The epiphany of this article came to me on the night I killed.
My heart pounded as I rose from my bent position over the carcass which I had destroyed, my weapon dangling from the tips of my fingers. Rivulets of sweat trailed down my face and with a shaky hand, I wiped away at the moisture.
“This is my house,” I repeated softly. “You don’t belong here.”
I let the sandal fall to the floor. Sarah stared up at me, her face filled with confusion. She couldn’t understand that I had to do it. I can’t let a known intruder continue to stay in my house. It was either him or me. I made the choice it was me and fought with everything to ensure that it was me. Wearily, I went into the bathroom and looked at my face. It was now the face of a warrior. Wrapping the tissue around my hand in a giant wad, I went back into the bedroom to dispose of the spider’s flattened body.
Did you think I killed a real person? Shame on you! What kind of monster do you think I am!
Yet, what would be the fun in just saying, “Hey, ya’ll! Parker killed a spider.” Where’s the storytelling? The imagination?
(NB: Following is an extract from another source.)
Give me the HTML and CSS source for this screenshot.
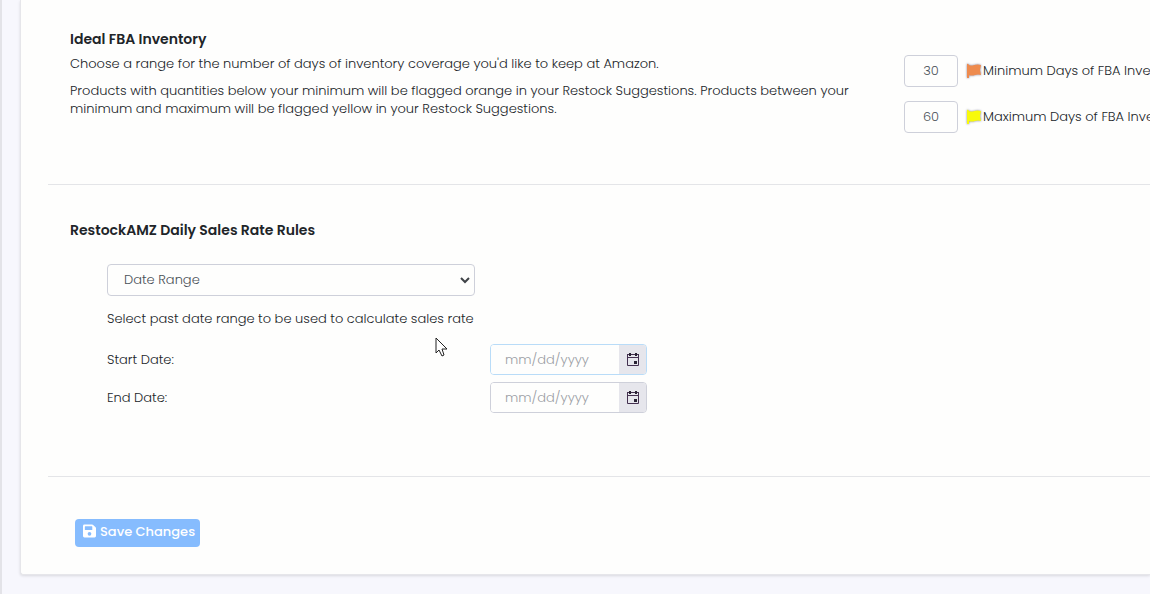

The story continues after my epic battle. When I got back to bed, I continued to write for a couple of hours until I was exhausted. Then, I stayed up to watch my latest binge: Jordan Peele’s take on The Twilight Zone.
“God could have introduced himself to us in anyway. When we meet the God of the Bible, we meet Him as Creator.”
How Jordan Peele’s The Twilight Zone is unique
This take on The Twilight Zone is unique in several ways.
First, Jordan Peele actively chose to highlight minorities in these stories. Except for maybe one or two episodes out of ten, the main protagonists are women, people of color, or fall under some category of identity politics.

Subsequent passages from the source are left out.